If you’ve gone shopping in a Ralphs supermarket lately, you might have bumped into a medical doctor and a registered dietitian standing near the entrance, offering friendly feedback and advice about the best food choices for good health.
For the second year in a row, HOAG has partnered with Ralphs to offer on-the-spot nutrition tips to shoppers who are open to having experts look in their carts to point out what’s good and bad in terms of fat, sugar or sodium content. Shop With a Doc, as the six-event program is called, aims to help customers understand how food choices affect their health.
“Some people had no idea about the difference between saturated versus unsaturated fats, or lower calorie options for juices,” says Dr. Jason Jilk, a primary care doctor with St. Jude Hospital, who participated in the event held at the Anaheim Hills Ralphs. “There were people with diet soda in their carts who didn’t know that artificial sweeteners can contribute to weight gain, as opposed to drinking water.”
Understanding which foods add on pounds is a critical point. An increasing number of adults and children in Orange County are overweight or obese, causing them to develop type 2 diabetes, heart disease and other illnesses. According to statistics provided by HOAG, obesity is the eighth leading cause of death in Orange County.
How aware are shoppers of the connection between specific diet choices and good health? “It’s a mix,” says Jilk. “Some shoppers I met were aware of what’s involved for good nutrition and others had no idea what I was talking about.”
Check The Labels
As a starting point, Jilk showed several customers how to read nutrition labels, zeroing in on the number of fat and saturated fat grams. For people with high blood pressure, checking the sodium content in packaged foods is also key. “A lot of soups have a tremendous amount of sodium,” he says. Also critical: How many servings are in each can? “For a lot of products, the label lists information for one serving—but you know you’re going to eat the whole thing,” Jilk says. “That means you’re eating two or three servings, so how much sodium is that?”

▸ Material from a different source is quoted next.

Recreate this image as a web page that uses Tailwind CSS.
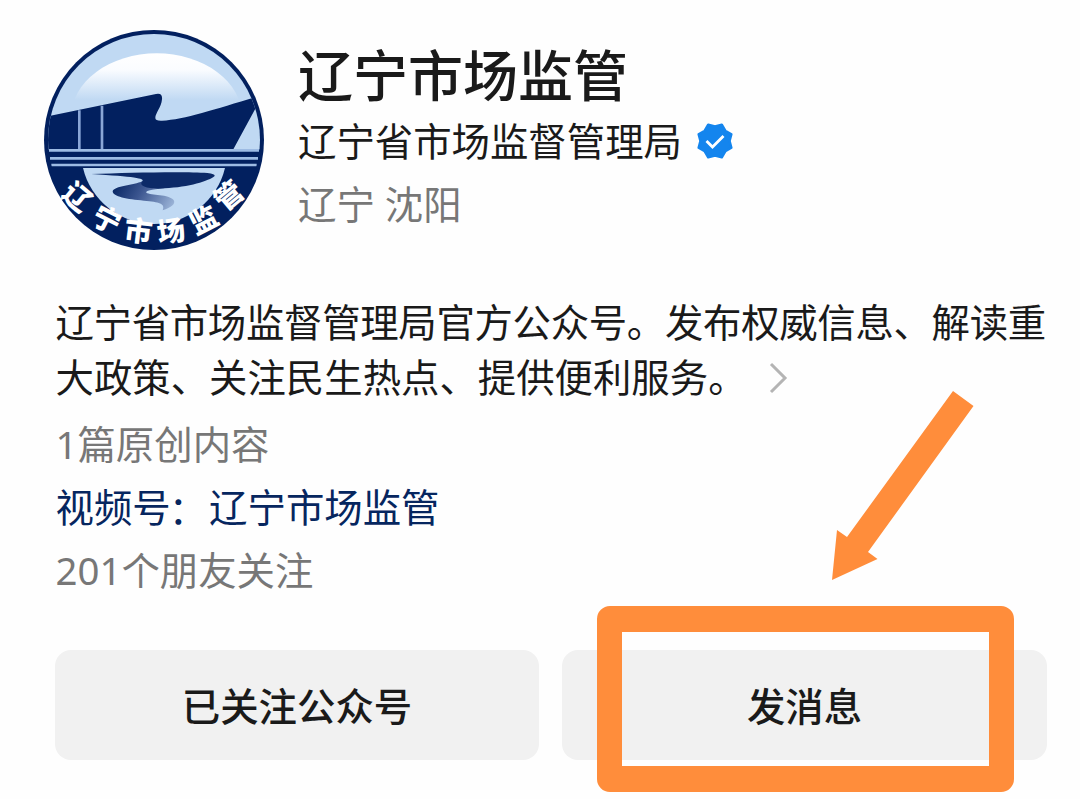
<!DOCTYPE html>
<html lang="zh-CN">
<head>
<meta charset="utf-8">
<title>辽宁市场监管</title>
<script src="https://cdn.jsdelivr.net/npm/@tailwindcss/browser@4"></script>
</head>
<body class="bg-white">
<main class="relative w-[1080px] h-[799px] overflow-hidden bg-[#fefefe] pt-5 font-['Noto_Sans','Noto_Sans_CJK_SC',sans-serif] text-[38.4px] text-[#1a1a1a] whitespace-nowrap">
  <header class="flex pl-[34px] h-[240px]">
    <svg class="w-[240px] h-[240px] shrink-0" viewBox="0 0 720 720">
      <defs>
        <linearGradient id="sun" x1="0" y1="100" x2="0" y2="240" gradientUnits="userSpaceOnUse"><stop offset="0" stop-color="#fff"/><stop offset=".35" stop-color="#fafcff"/><stop offset="1" stop-color="#c0d9f3"/></linearGradient>
        <linearGradient id="river" x1="240" y1="480" x2="410" y2="575" gradientUnits="userSpaceOnUse"><stop offset="0" stop-color="#02215f"/><stop offset=".45" stop-color="#3c5690"/><stop offset="1" stop-color="#9db6d9"/></linearGradient>
        <clipPath id="disc"><circle cx="360" cy="360" r="318"/></clipPath>
      </defs>
      <circle cx="360" cy="360" r="330" fill="#02205f"/>
      <g clip-path="url(#disc)">
        <rect x="30" y="30" width="660" height="360" fill="#c0d9f3"/>
        <ellipse cx="368" cy="290" rx="256" ry="190" fill="url(#sun)"/>
        <path d="M30 291L366 222Q386 218 384 238C382 262 364 280 364 294Q364 303 384 302C455 299 555 263 690 224V244L664 266L598 388H30Z" fill="#02205f"/>
        <path d="M30 387H690V445H30Z" fill="#02205f"/>
        <path d="M136 271V388M204 257V388" stroke="#8aa6d6" stroke-width="8"/>
        <path d="M45 391H675M48 415H672M52 435H668" stroke="#9dbbe3" stroke-width="8"/>
      </g>
      <path d="M147 444H573A219 219 0 0 1 147 444Z" fill="#c0d9f3"/>
      <path d="M325 484C300 496 240 498 236 514C236 530 280 538 330 542C375 546 395 550 386 571C412 563 426 551 419 540C405 522 350 526 337 518C335 512 350 509 392 505Z" fill="url(#river)"/>
      <path d="M172 462C280 458 450 454 520 459Q544 462 542 468C525 483 465 501 392 505C350 509 310 500 325 484C334 475 300 470 172 462Z" fill="#0c2a68"/>
      <g class="font-['Noto_Sans_CJK_SC',sans-serif] font-black" font-size="84" fill="#fff" text-anchor="middle">
        <text y="32" transform="translate(131 530) rotate(40)">辽</text>
        <text y="32" transform="translate(219 598) rotate(27)">宁</text>
        <text y="32" transform="translate(313 632) rotate(7)">市</text>
        <text y="32" transform="translate(411 632) rotate(-9)">场</text>
        <text y="32" transform="translate(508 598) rotate(-27)">监</text>
        <text y="32" transform="translate(583 526) rotate(-40)">管</text>
      </g>
    </svg>
    <div class="pl-6 pt-[19px]">
      <h1 class="h-[71px] leading-[71px] text-[55px] font-medium">辽宁市场监管</h1>
      <div class="h-[62px] leading-[62px] flex items-center">
        <span>辽宁省市场监督管理局</span>
        <svg class="ml-[14px] w-[38px] h-[38px]" viewBox="-19 -19 38 38"><path d="M0 -14.600L6.800 -16.400L10.300 -10.300L16.400 -6.800L14.600 0L16.400 6.800L10.300 10.300L6.800 16.400L0 14.600L-6.800 16.400L-10.300 10.300L-16.400 6.800L-14.600 0L-16.400 -6.800L-10.300 -10.300L-6.800 -16.400Z" fill="#1485ee" stroke="#1485ee" stroke-width="2.400" stroke-linejoin="round"/><path d="M-8.500 0L-2.500 6L8.500 -5" fill="none" stroke="#fff" stroke-width="2.800"/></svg>
      </div>
      <p class="h-[64px] leading-[64px] text-[#777]">辽宁 沈阳</p>
    </div>
  </header>
  <section class="pl-[55.5px] pt-[35px]">
    <p class="h-[55px] leading-[55px] tracking-[-0.3px]">辽宁省市场监督管理局官方公众号。发布权威信息、解读重</p>
    <div class="h-[55px] leading-[55px] flex items-center">
      <span>大政策、关注民生热点、提供便利服务。</span>
      <svg class="ml-[22px] w-[20px] h-[32px]" viewBox="0 0 20 32"><path d="M2 2L16 16L2 30" fill="none" stroke="#b4b4b4" stroke-width="3"/></svg>
    </div>
    <p class="mt-[8px] h-[63px] leading-[63px] text-[#777]">1篇原创内容</p>
    <p class="h-[63px] leading-[63px] text-[#06265f]">视频号<span class="relative top-[2px] -left-[2px]">：</span>辽宁市场监管</p>
    <p class="h-[63px] leading-[63px] text-[#777]">201个朋友关注</p>
  </section>
  <div class="flex gap-[23px] pl-[55px] mt-[48px] font-medium">
    <button class="w-[484px] h-[110px] rounded-2xl bg-[#f1f1f1] pt-[3px]">已关注公众号</button>
    <button class="w-[485px] h-[110px] rounded-2xl bg-[#f1f1f1] pt-[3px]">发消息</button>
  </div>
  <!-- Callout around the message button -->
  <div class="absolute left-[597px] top-[606px] w-[417px] h-[186px] rounded-[13px] border-x-[25px] border-y-[26px] border-[#ff8d3b]"></div>
  <svg class="absolute left-0 top-0 w-[1080px] h-[799px] pointer-events-none" viewBox="0 0 1080 799"><path d="M953 391L973.500 406L868 552L877.500 559L832 580L837 530L847 537Z" fill="#ff8d3b"/></svg>
</main>
</body>
</html>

There’s nothing like reading the numbers on a nutrition label, with the help of a doctor or registered dietitian, to make them real, which is why Jilk says he hopes the Shop With a Doc program is effective.
But many people make choices by how fast the food can be prepared or eaten, and the price. So they pick fast food over fresh vegetables, and packaged foods over ingredients that require assembling and cooking.
Jilk says that even busy people on a budget can find good choices in the store if they know where to look. Take whole grain bread, for instance, which contains more fiber and nutrients than refined white bread. “Now there are many more varieties of whole wheat bread, and it’s not that much more expensive than white bread,” he says.
And there’s no need to sacrifice some favorite foods. Love the flavor and convenience of canned soup? “There are lots of low-sodium soups to choose from these days,” says Jilk.
Getting Out Of A Rut
Getting stuck in bad eating habits can be lead some people to become overweight or obese—and this is why Jilk, who has several young patients who are obese, likes to focus attention on the whole family’s health. “The child is not the one doing the shopping. Parents are buying for the whole family, and most often the moms. But they’re trying to buy food they can afford and food the family is asking for.”
And this is why programs like Shop With a Doc can be so effective, by educating a range of people so they can learn how to buy good food for themselves and their kids.
“This is an opportunity to reach out and involve our whole community, not just our own patients,” says Jilk.